## Begin Information shown
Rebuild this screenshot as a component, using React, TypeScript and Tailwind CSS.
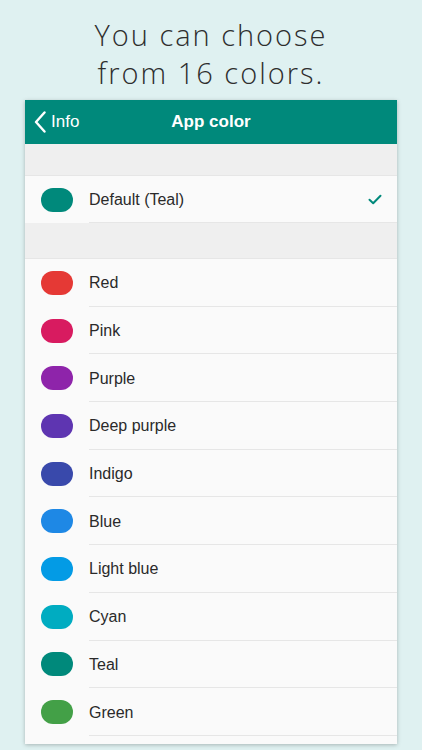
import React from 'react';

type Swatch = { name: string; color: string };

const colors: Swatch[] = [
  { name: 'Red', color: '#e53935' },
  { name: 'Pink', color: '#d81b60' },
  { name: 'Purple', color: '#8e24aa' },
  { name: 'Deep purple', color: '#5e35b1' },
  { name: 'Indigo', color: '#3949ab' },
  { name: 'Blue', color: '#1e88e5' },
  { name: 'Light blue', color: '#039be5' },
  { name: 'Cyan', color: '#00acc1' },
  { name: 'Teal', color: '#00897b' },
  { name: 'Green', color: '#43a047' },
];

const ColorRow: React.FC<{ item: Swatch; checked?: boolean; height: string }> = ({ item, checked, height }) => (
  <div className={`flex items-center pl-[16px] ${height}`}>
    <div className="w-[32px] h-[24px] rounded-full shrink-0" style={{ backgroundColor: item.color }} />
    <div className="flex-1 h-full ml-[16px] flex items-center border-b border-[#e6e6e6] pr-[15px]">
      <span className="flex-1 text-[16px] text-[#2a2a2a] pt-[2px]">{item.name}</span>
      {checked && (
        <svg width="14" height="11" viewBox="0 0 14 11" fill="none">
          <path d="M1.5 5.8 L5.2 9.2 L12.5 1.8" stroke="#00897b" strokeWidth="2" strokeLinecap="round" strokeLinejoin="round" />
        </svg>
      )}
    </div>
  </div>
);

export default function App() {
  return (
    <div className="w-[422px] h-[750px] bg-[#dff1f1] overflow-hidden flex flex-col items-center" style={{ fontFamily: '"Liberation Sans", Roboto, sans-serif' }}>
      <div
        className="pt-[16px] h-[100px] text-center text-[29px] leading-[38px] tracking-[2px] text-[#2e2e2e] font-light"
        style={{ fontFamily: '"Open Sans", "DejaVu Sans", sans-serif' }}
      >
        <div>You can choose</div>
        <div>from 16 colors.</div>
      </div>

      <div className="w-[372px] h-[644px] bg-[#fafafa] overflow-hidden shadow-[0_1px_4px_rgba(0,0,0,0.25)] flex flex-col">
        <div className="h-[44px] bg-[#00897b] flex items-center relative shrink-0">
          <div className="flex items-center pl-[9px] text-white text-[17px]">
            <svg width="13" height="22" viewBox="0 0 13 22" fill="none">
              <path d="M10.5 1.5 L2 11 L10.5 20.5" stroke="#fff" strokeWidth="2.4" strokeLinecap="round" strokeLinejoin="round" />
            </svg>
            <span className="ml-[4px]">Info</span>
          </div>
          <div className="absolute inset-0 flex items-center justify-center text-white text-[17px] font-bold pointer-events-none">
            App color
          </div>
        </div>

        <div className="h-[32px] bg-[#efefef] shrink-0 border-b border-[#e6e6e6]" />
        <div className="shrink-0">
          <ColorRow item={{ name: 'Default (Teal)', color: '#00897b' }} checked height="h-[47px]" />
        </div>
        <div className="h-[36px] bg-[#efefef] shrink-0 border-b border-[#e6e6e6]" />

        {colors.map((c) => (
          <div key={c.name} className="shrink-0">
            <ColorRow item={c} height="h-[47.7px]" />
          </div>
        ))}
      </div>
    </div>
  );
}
## End Information shown
● Directive
Emit the lines of the material exactly, from its first line to the line containing "string; color: string", inclusive; leave every picture out.

● Result of this task
Rebuild this screenshot as a component, using React, TypeScript and Tailwind CSS.
import React from 'react';

type Swatch = { name: string; color: string };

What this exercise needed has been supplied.